Why Obama should pick Yellen to lead the Fed: Yellen was one of the first Fed officials to see the problems developing in the US housing market. In late 2005, for example, when she was president of the San Francisco Fed, she explained her concerns about the housing market. “If house prices fell,” she warned, “the negative impact on household wealth could lead to a pullback in consumer spending. Certainly, analyses do indicate that house prices are abnormally high – that there is a ‘bubble’ element.”… Yellen was also one of the people who saw most clearly the magnitude of the problems facing the economy as Prof Rajan’s predicted financial disaster began to unfold. Her speech to the National Association for Business Economics in 2007, when reread today, strikes the reader as amazingly prescient. Many Fed officials at the time felt that, since the subprime mortgages represented only 10 to 15 per cent of all mortgages, problems with these loans would not be enough to cause major economic damage. But Ms Yellen noted that the complex system of derivative instruments linked to subprime mortgages, such as collateralised debt obligations and credit default swaps, could lead to great uncertainty among lenders about the vulnerability of particular borrowers and a devastating withdrawal of credit. Yellen further emphasised that the mathematical models companies had used to evaluate the risks of those instruments took insufficient account of the consequences of a significant downturn in house prices. Again, her assessment proved to be right on the mark.

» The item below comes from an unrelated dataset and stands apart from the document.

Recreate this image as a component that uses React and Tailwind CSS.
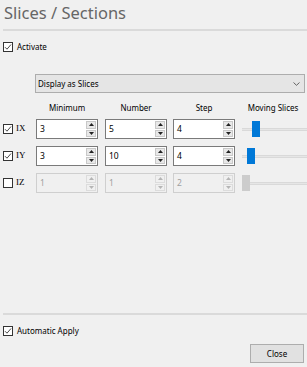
import React from "react";

const Check = ({ checked = true }) => (
  <span className="w-[10px] h-[10px] border border-[#333] bg-white flex items-center justify-center shrink-0">
    {checked && (
      <svg width="8" height="8" viewBox="0 0 8 8">
        <path d="M1 4.2 L3 6.2 L7 1.5" stroke="#333" strokeWidth="0.9" fill="none" />
      </svg>
    )}
  </span>
);

const Arrow = ({ up, disabled }) => (
  <svg width="5" height="3" viewBox="0 0 5 3">
    <path d={up ? "M0 3 L2.5 0 L5 3 Z" : "M0 0 L2.5 3 L5 0 Z"} fill={disabled ? "#b5b5b5" : "#222"} />
  </svg>
);

const Spin = ({ value, w, disabled }) => (
  <div
    className={`h-[20px] flex border ${
      disabled ? "border-[#cfcfcf] bg-[#f0f0f0]" : "border-[#7a7a7a] bg-white"
    } ${w}`}
  >
    <span className={`flex-1 pl-[3px] flex items-center text-[8.5px] ${disabled ? "text-[#a0a0a0]" : "text-black"}`}>
      {value}
    </span>
    <div className="w-[12px] flex flex-col gap-px p-px">
      <span className={`flex-1 flex items-center justify-center ${disabled ? "bg-[#f0f0f0] border border-[#dcdcdc]" : "bg-[#e8e8e8] border border-[#c8c8c8]"}`}>
        <Arrow up disabled={disabled} />
      </span>
      <span className={`flex-1 flex items-center justify-center ${disabled ? "bg-[#f0f0f0] border border-[#dcdcdc]" : "bg-[#e8e8e8] border border-[#c8c8c8]"}`}>
        <Arrow disabled={disabled} />
      </span>
    </div>
  </div>
);

const Slider = ({ offset, disabled }) => (
  <div className="flex-1 h-[20px] flex items-center relative ml-[7px]">
    <div className="w-full h-[3px] bg-[#e6e6e6] border-y border-[#d9d9d9]" />
    <div
      className={`absolute top-[2px] w-[8px] h-[16px] ${disabled ? "bg-[#cccccc]" : "bg-[#0078d7]"}`}
      style={{ left: offset }}
    />
  </div>
);

const rows = [
  { label: "IX", on: true, vals: ["3", "5", "4"], thumb: 10 },
  { label: "IY", on: true, vals: ["3", "10", "4"], thumb: 5 },
  { label: "IZ", on: false, vals: ["1", "1", "2"], thumb: 0, disabled: true },
];

export default function App() {
  return (
    <div className="w-[307px] h-[367px] bg-[#f0f0f0] flex flex-col text-black" style={{ fontFamily: '"Noto Sans", sans-serif' }}>
      <div className="pl-[4px] h-[29px] text-[16.5px] leading-[26px] text-[#666]">Slices / Sections</div>
      <div className="ml-[3px] h-[2px] bg-[#dadada]" />

      <label className="flex items-center gap-[4px] pl-[3px] mt-[11px] h-[10px] text-[8px]">
        <Check />
        <span>Activate</span>
      </label>

      <div className="ml-[35px] mr-[2px] mt-[22px] h-[19px] bg-[#e5e5e5] border border-[#adadad] flex items-center justify-between pl-[2px] pr-[4px] text-[8px]">
        <span>Display as Slices</span>
        <svg width="7" height="4" viewBox="0 0 7 4">
          <path d="M0.5 0.5 L3.5 3.3 L6.5 0.5" stroke="#555" strokeWidth="0.9" fill="none" />
        </svg>
      </div>

      <div className="flex mt-[8px] h-[14px] items-center text-[8px] pl-[36px]">
        <span className="w-[62px] text-center">Minimum</span>
        <span className="w-[62px] ml-[7px] text-center">Number</span>
        <span className="w-[62px] ml-[6px] text-center">Step</span>
        <span className="flex-1 text-center pl-[4px]">Moving Slices</span>
      </div>

      <div className="flex flex-col gap-[7px] mt-[4px]">
        {rows.map((r) => (
          <div key={r.label} className="flex items-center pl-[3px]">
            <div className="w-[33px] flex items-center gap-[3px]">
              <Check checked={r.on} />
              <span className="text-[9px]" style={{ fontFamily: '"Liberation Serif", serif' }}>
                {r.label}
              </span>
            </div>
            <Spin value={r.vals[0]} w="w-[62px]" disabled={r.disabled} />
            <div className="w-[7px]" />
            <Spin value={r.vals[1]} w="w-[62px]" disabled={r.disabled} />
            <div className="w-[6px]" />
            <Spin value={r.vals[2]} w="w-[62px]" disabled={r.disabled} />
            <Slider offset={r.thumb} disabled={r.disabled} />
          </div>
        ))}
      </div>

      <div className="flex-1" />
      <div className="ml-[3px] h-[2px] bg-[#dadada]" />

      <label className="flex items-center gap-[4px] pl-[3px] mt-[11px] h-[10px] text-[8px]">
        <Check />
        <span>Automatic Apply</span>
      </label>

      <div className="flex justify-end pr-[3px] mt-[8px] mb-[4px]">
        <button className="w-[54px] h-[19px] bg-[#e1e1e1] border border-[#adadad] text-[8px]">Close</button>
      </div>
    </div>
  );
}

Yellen has also been a leader among Fed officials in recognising that the economic recovery that began in 2009 would be disappointingly slow and continue to need assistance from the Fed. Its programme of quantitative easing, of which Ms Yellen has been a key supporter, is not without some controversy. There were many analysts who predicted that these policies would produce runaway inflation. But the inflation rate in the past four years has been the lowest since 1966. So far, at least, the critics have been proved wrong – and Ms Yellen right….

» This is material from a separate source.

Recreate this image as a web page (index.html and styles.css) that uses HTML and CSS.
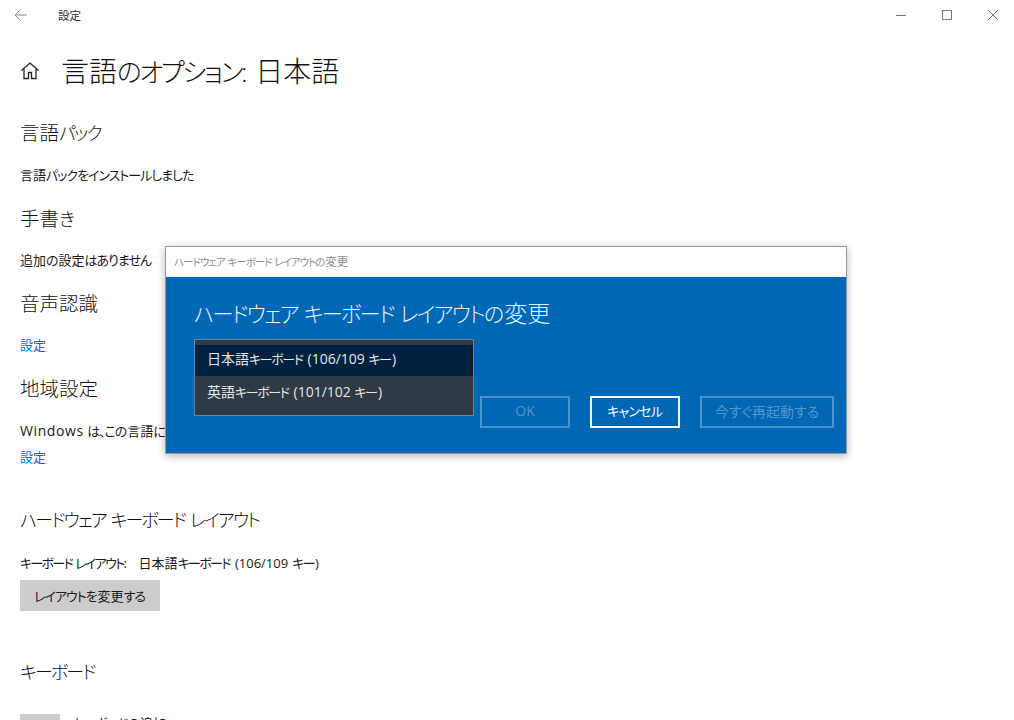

She has a very impressive intellect but does not feel a need to show it off. Instead, she has an amazing knack for always asking the right questions. If someone disagrees with her, her first instinct is to try to understand why they have reached a conclusion different from her own. For this reason, Ms Yellen is one of the people I would most trust to find out what the key problems are and what needs to be done in any new situation. But her intellectual openness should not be construed as a lack of toughness. Precisely because she has a gift for analysing the situation very clearly, she is also very committed to following through on what she perceives to be the appropriate policy.